By Iain Watson
Political correspondent, BBC News
The information was due to be officially released in July
The latest batch of leaked details on MPs' expenses claims have been published. But what are the costs and benefits of these revelations to the press, public and politicians?
Most of the detail of MPs' expenses was due to be published in July, but the Daily Telegraph pre-empted this with their series of scoops - obtaining leaks of the information held by the Commons authorities.
There are advantages and dangers in this approach.
The first advantage is pretty obvious - the paper has upped its profile, probably its circulation too - and has been able to set the news agenda by controlling the flow of information and how it is presented.
The second benefit is not just for the newspaper, but for everyone who is interested in how MPs use the expenses system.
In July, we would have found out the nitty gritty of MPs' claims, but we wouldn't have been given their addresses. By obtaining the information unofficially - the Commons authorities say potentially illegally - the Telegraph has been able to check which properties politicians designate as a second home.
Voters can form their own judgment over their MPs' behaviour
In doing so, they highlighted the practice of "flipping" - whereby, within the rules, MPs are entitled to say their London home is the main home and their constituency home is their second home or vice versa. In addition, they can change that designation quite simply by informing the parliamentary authorities.

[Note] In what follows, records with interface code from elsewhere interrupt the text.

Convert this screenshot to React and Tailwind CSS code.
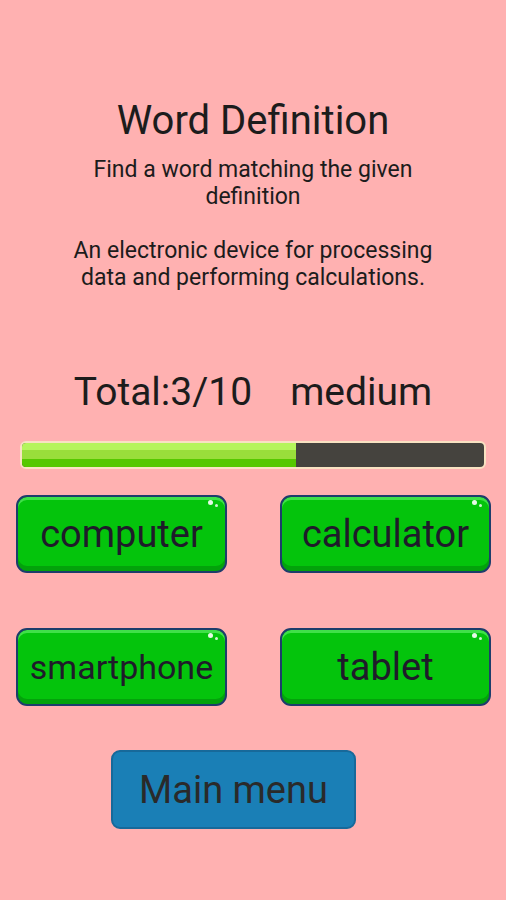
import React from "react";

function GreenButton({ label, size = "text-[38px]" }) {
  return (
    <div className="relative w-[211px] h-[78px] rounded-[11px] border-2 border-[#1d3d6b] bg-[#04c40c] shadow-[inset_0_-5px_0_#03a20b,inset_0_3px_0_#3fe048] flex items-center justify-center">
      <span className={`${size} leading-none text-[#1f1b2a]`}>{label}</span>
      <span className="absolute top-[3px] right-[12px] w-[5px] h-[5px] rounded-full bg-white/90" />
      <span className="absolute top-[7px] right-[7px] w-[3px] h-[3px] rounded-full bg-white/80" />
    </div>
  );
}

export default function App() {
  return (
    <div
      className="w-[506px] min-h-[900px] bg-[#ffb1b1] flex flex-col text-[#1c1c1c]"
      style={{ fontFamily: "Roboto, 'Liberation Sans', sans-serif" }}
    >
      <div className="mt-[98px] text-center text-[40px] leading-[46px]">Word Definition</div>
      <div className="mt-[12px] text-center text-[23px] leading-[27px] px-[60px]">
        Find a word matching the given definition
      </div>
      <div className="mt-[27px] text-center text-[23px] leading-[27px] px-[60px]">
        An electronic device for processing data and performing calculations.
      </div>
      <div className="mt-[78px] flex justify-center gap-[38px] text-[39px] leading-[46px]">
        <span>Total:3/10</span>
        <span>medium</span>
      </div>
      <div className="mt-[26px] mx-[20px] h-[28px] rounded-[6px] border-2 border-[#f8e2c2] bg-[#45433e] overflow-hidden flex">
        <div className="w-[274px] h-full bg-[linear-gradient(to_bottom,#b5f55c_0%,#b5f55c_28%,#99de3b_28%,#99de3b_68%,#55c800_68%,#55c800_100%)]" />
      </div>
      <div className="mt-[26px] ml-[16px] flex gap-[53px]">
        <GreenButton label="computer" />
        <GreenButton label="calculator" />
      </div>
      <div className="mt-[55px] ml-[16px] flex gap-[53px]">
        <GreenButton label="smartphone" size="text-[34px]" />
        <GreenButton label="tablet" />
      </div>
      <div className="mt-[44px] ml-[111px] w-[245px] h-[79px] rounded-[9px] border-2 border-[#17699a] bg-[#1a7fb6] flex items-center justify-center">
        <span className="text-[38px] leading-none text-[#2a2a2a]">Main menu</span>
      </div>
    </div>
  );
}
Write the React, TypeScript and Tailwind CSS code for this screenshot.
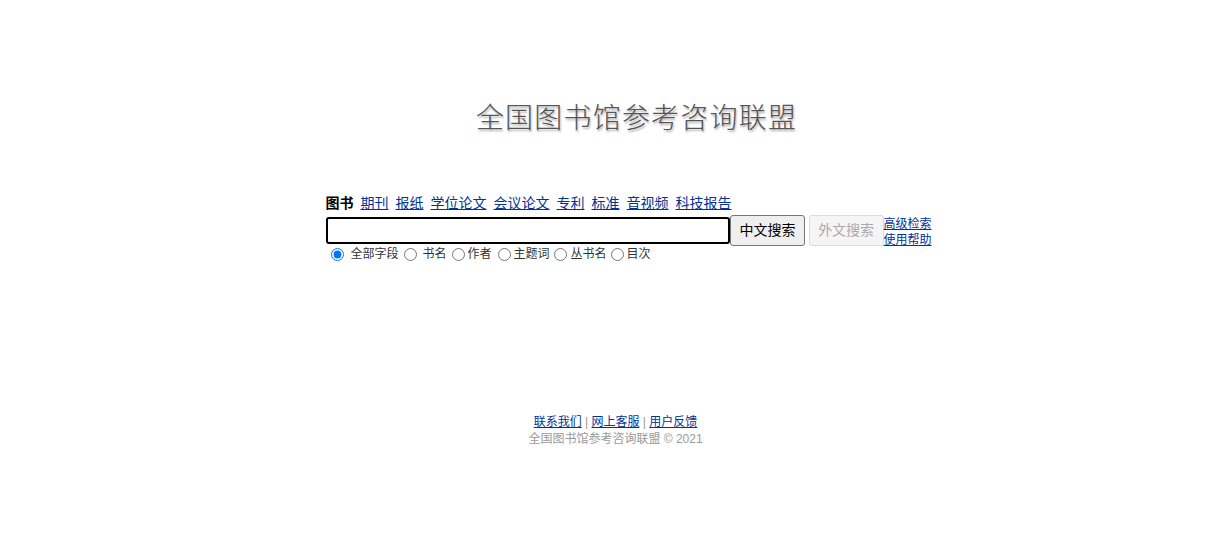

So, for example, an MP could claim a second homes allowance to pay for repairs and furnishing for one home, change the designation, then claim similar items using the second homes allowance for their other home.
And in the case of the Luton South MP Margaret Moran, the paper says the second home she claims for is neither in London nor her constituency but in Southampton - about 100 miles from Luton and 70 from Westminster.
Voters can form their own judgment over their MPs' behaviour - but some of the information to do so would not have been in the public domain but for the leaks.
But there are also quite a few dangers in the Telegraph's approach.
The paper says that the immigration minister Phil Woolas charged the Commons authorities - that is, ultimately us the taxpayers - for nappies and women's clothing, despite a ban on expenditure of a personal nature, whether for him or his wife or child.
If some MPs knock down Telegraph stories about them on the detail, that could cast a cloud of doubt over the paper's other revelations
But he says the paper got it wrong - those items appear on the same receipt as legitimate claims for food which he submitted to the Commons authorities, despite not being required to do so, in the interests of transparency, and that he never claimed for the personal items.
Had the Telegraph waited until July for the information to be officially released, the Commons authorities would have made it clear exactly what the minister had claimed for and what he had not.
But instead, they rushed in and acquired the raw material - a large, multi-item receipt - and possibly came to the wrong conclusion. Phil Woolas says he is now considering legal action against the paper.
The wider danger is that if some MPs knock down Telegraph stories about them on the detail, that could cast a cloud of doubt over the paper's other revelations, even if the bulk of them turn out to be completely accurate.
And the final risk is quite simply this. Seemingly endless stories about MPs who, in the main, have not broken any rules - even if the rules themselves are being questioned - diminishes, from a low base, any remaining public trust in politics.